UNDERSTANDING CLOUD COMPUTING
An electrical grid is a vast, interconnected network for delivering electricity from suppliers to consumers. It consists of the generating plants that produce electricity from combustible fuels and transmission lines that carry electricity from power plants to demand centers; and transformers that reduce voltage so distribution lines carry power for final delivery.
But who bothers about these intricacies of power generation, definitely not the consumers. A consumer may make use of electricity without even knowing the physical location of the transformer or the fact that the generating plant is located near a source of power.
If we apply this concept of electricity grid to the computer system, we will begin to understand the concept of cloud computing. Cloud computing provides computation, software, data access and storage services that do not require end-user knowledge of the physical location and configuration of the system that delivers the services. This may take the form of web-based tools or applications that users can access and use through a web browser as if the programs were installed locally on their own computers
Cloud computing encompasses an increase in capacity without the investment of new infrastructure, or licensing of new software. Executives of large corporation who may need to install hardware and software for new employees will now have an alternative in cloud computing. Instead of installing a suite of software for each computer, employers would only have to load one application. That application would allow workers to log into a Web-based service which hosts all the programs the user would need for his or her job. Remote machines owned by another company would run everything from e-mail to word processing to complex data analysis programs.
In a cloud computing system, there is a significant workload shift. Local computers no longer have to do all the heavy lifting when it comes to running applications. The network of computers that make up the cloud handles them instead. Hardware and software demands on the user‘s side decrease. The only thing the user‘s computer needs to be able to run is the cloud computing system‘s interface software, which can be as simple as a Web browser, and the cloud‘s network takes care of the rest.

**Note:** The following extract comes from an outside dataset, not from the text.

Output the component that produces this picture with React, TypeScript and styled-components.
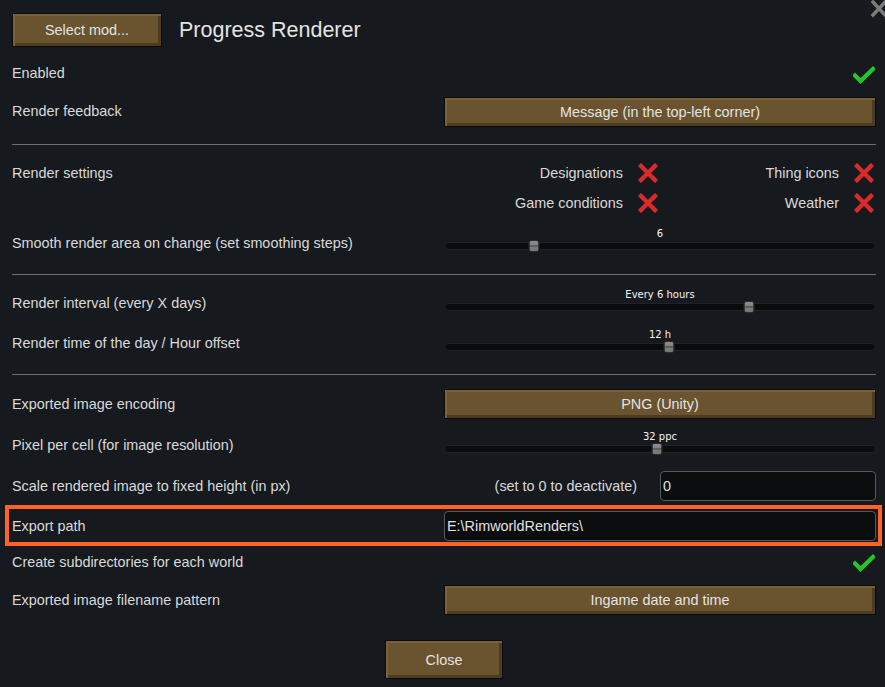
import React from "react";
import styled, { createGlobalStyle } from "styled-components";

const Global = createGlobalStyle`
  html, body { margin: 0; padding: 0; background: #16191e; }
  body { font-family: "Liberation Sans", Arial, sans-serif; color: #dadada; }
  * { box-sizing: border-box; }
`;

const Page = styled.div`
  position: relative;
  width: 885px;
  height: 687px;
  overflow: hidden;
  background: #16191e;
  padding: 13px 9px 0 12px;
  font-size: 14.4px;
`;

const CloseX = styled.svg`
  position: absolute;
  top: -1px;
  right: -4px;
`;

const Header = styled.div`
  display: flex;
  align-items: center;
  height: 34px;
  margin-bottom: 11px;
`;

const Button = styled.div<{ $w?: number; $h?: number }>`
  width: ${(p) => (p.$w ? `${p.$w}px` : "100%")};
  height: ${(p) => p.$h ?? 30}px;
  display: flex;
  align-items: center;
  justify-content: center;
  background: #6a532f;
  border: 1px solid #0a0a0a;
  box-shadow: inset 2px 2px 0 #7a6139, inset -3px -3px 0 #4d3c22;
  color: #e4e4e4;
  font-size: 14.4px;
  white-space: nowrap;
`;

const Title = styled.div`
  margin-left: 17px;
  font-size: 21.5px;
  color: #e4e4e4;
  line-height: 26px;
`;

const Row = styled.div<{ $h: number }>`
  display: grid;
  grid-template-columns: 432px 432px;
  align-items: center;
  height: ${(p) => p.$h}px;
`;

const Label = styled.div<{ $dy?: number }>`
  line-height: 16px;
  white-space: nowrap;
  margin-top: ${(p) => p.$dy ?? 0}px;
`;

const Right = styled.div<{ $justify?: string }>`
  display: flex;
  align-items: center;
  justify-content: ${(p) => p.$justify ?? "flex-start"};
`;

const Separator = styled.div<{ $mt: number; $mb: number }>`
  height: 1px;
  background: #6c6f73;
  margin-top: ${(p) => p.$mt}px;
  margin-bottom: ${(p) => p.$mb}px;
`;

const SettingsRow = styled.div`
  display: grid;
  grid-template-columns: 432px 216px 216px;
  align-items: center;
  height: 30px;
`;

const CheckCell = styled.div`
  display: flex;
  align-items: center;
  justify-content: flex-end;
  line-height: 16px;
  white-space: nowrap;
`;

const IconBox = styled.div<{ $dy?: number }>`
  width: 24px;
  height: 24px;
  margin-left: 13px;
  margin-top: ${(p) => p.$dy ?? 0}px;
  display: flex;
  align-items: center;
  justify-content: center;
`;

const SliderWrap = styled.div`
  width: 432px;
  padding-bottom: 7px;
  display: flex;
  flex-direction: column;
`;

const SliderLabel = styled.div`
  font-family: "DejaVu Sans", sans-serif;
  font-size: 10px;
  line-height: 12px;
  color: #f4f4f4;
  text-align: center;
`;

const Track = styled.div`
  position: relative;
  margin-top: 2px;
  height: 8px;
  border-radius: 4px;
  background: #0a0b0d;
  border: 1px solid #1f2226;
`;

const Handle = styled.div`
  position: absolute;
  top: 50%;
  width: 11px;
  height: 12px;
  transform: translate(-50%, -50%);
  border-radius: 3px;
  border: 1px solid #2e2e2e;
  background: linear-gradient(
    to bottom,
    #8e8e8e 0%,
    #828282 40%,
    #5e5e5e 45%,
    #5e5e5e 55%,
    #7c7c7c 60%,
    #767676 100%
  );
`;

const Field = styled.div<{ $w?: number }>`
  width: ${(p) => (p.$w ? `${p.$w}px` : "100%")};
  height: 30px;
  background: #0b0c0e;
  border: 1px solid #55585c;
  border-radius: 4px;
  display: flex;
  align-items: center;
  padding-left: 2px;
  color: #e0e0e0;
  font-size: 14.4px;
`;

const Hint = styled.div`
  width: 216px;
  padding-right: 23px;
  text-align: right;
  white-space: nowrap;
  line-height: 16px;
`;

const Highlight = styled.div`
  display: grid;
  grid-template-columns: 432px 432px;
  align-items: center;
  height: 41px;
  margin: 0 -6px 0 -7px;
  padding: 0 2px 0 3px;
  border: 4px solid #ff6228;
`;

const Footer = styled.div`
  display: flex;
  justify-content: center;
  margin-top: 17px;
`;

const Check = () => (
  <svg width="22" height="18" viewBox="0 0 22 18">
    <polyline
      points="2,9.5 7.5,15 20,3"
      fill="none"
      stroke="#26c526"
      strokeWidth="4.2"
      strokeLinecap="square"
      strokeLinejoin="miter"
    />
  </svg>
);

const Cross = () => (
  <svg width="20" height="20" viewBox="0 0 20 20">
    <g stroke="#dc2a2a" strokeWidth="4.4" strokeLinecap="square">
      <line x1="3" y1="3" x2="17" y2="17" />
      <line x1="17" y1="3" x2="3" y2="17" />
    </g>
  </svg>
);

const Slider = ({ label, pct }: { label: string; pct: number }) => (
  <SliderWrap>
    <SliderLabel>{label}</SliderLabel>
    <Track>
      <Handle style={{ left: `${pct}%` }} />
    </Track>
  </SliderWrap>
);

export default function App() {
  return (
    <Page>
      <Global />
      <CloseX width="20" height="20" viewBox="0 0 20 20">
        <g stroke="#7c7c7c" strokeWidth="3.4" strokeLinecap="square">
          <line x1="4" y1="3" x2="16" y2="16" />
          <line x1="16" y1="3" x2="4" y2="16" />
        </g>
      </CloseX>

      <Header>
        <Button $w={150} $h={34}>Select mod...</Button>
        <Title>Progress Renderer</Title>
      </Header>

      <Row $h={30}>
        <Label>Enabled</Label>
        <Right $justify="flex-end">
          <IconBox $dy={4}>
            <Check />
          </IconBox>
        </Right>
      </Row>

      <Row $h={48}>
        <Label $dy={-2}>Render feedback</Label>
        <Button>Message (in the top-left corner)</Button>
      </Row>

      <Separator $mt={8} $mb={13} />

      <SettingsRow>
        <Label>Render settings</Label>
        <CheckCell>
          Designations
          <IconBox>
            <Cross />
          </IconBox>
        </CheckCell>
        <CheckCell>
          Thing icons
          <IconBox>
            <Cross />
          </IconBox>
        </CheckCell>
      </SettingsRow>
      <SettingsRow>
        <div />
        <CheckCell>
          Game conditions
          <IconBox>
            <Cross />
          </IconBox>
        </CheckCell>
        <CheckCell>
          Weather
          <IconBox>
            <Cross />
          </IconBox>
        </CheckCell>
      </SettingsRow>

      <Row $h={49}>
        <Label>Smooth render area on change (set smoothing steps)</Label>
        <Slider label="6" pct={20.8} />
      </Row>

      <Separator $mt={7} $mb={8} />

      <Row $h={40}>
        <Label>Render interval (every X days)</Label>
        <Slider label="Every 6 hours" pct={70.8} />
      </Row>
      <Row $h={40}>
        <Label>Render time of the day / Hour offset</Label>
        <Slider label="12 h" pct={52.1} />
      </Row>

      <Separator $mt={11} $mb={8} />

      <Row $h={41}>
        <Label>Exported image encoding</Label>
        <Button>PNG (Unity)</Button>
      </Row>
      <Row $h={42}>
        <Label>Pixel per cell (for image resolution)</Label>
        <Slider label="32 ppc" pct={49.3} />
      </Row>
      <Row $h={39}>
        <Label>Scale rendered image to fixed height (in px)</Label>
        <Right>
          <Hint>(set to 0 to deactivate)</Hint>
          <Field $w={216}>0</Field>
        </Right>
      </Row>

      <Highlight>
        <Label>Export path</Label>
        <Field>E:\RimworldRenders\</Field>
      </Highlight>

      <Row $h={31}>
        <Label>Create subdirectories for each world</Label>
        <Right $justify="flex-end">
          <IconBox $dy={2}>
            <Check />
          </IconBox>
        </Right>
      </Row>
      <Row $h={46}>
        <Label>Exported image filename pattern</Label>
        <Button>Ingame date and time</Button>
      </Row>

      <Footer>
        <Button $w={118} $h={39}>Close</Button>
      </Footer>
    </Page>
  );
}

A cloud service has three distinct characteristics that differentiate it from traditional hosting. It is sold on demand, typically by the minute or the hour; it is elastic -- a user can have as much or as little of a service as they want at any given time; and the service is fully managed by the provider (the consumer needs nothing but a personal computer and Internet access). Significant innovations in virtualization and distributed computing, as well as improved access to high-speed Internet and a weak economy, have accelerated interest in cloud computing.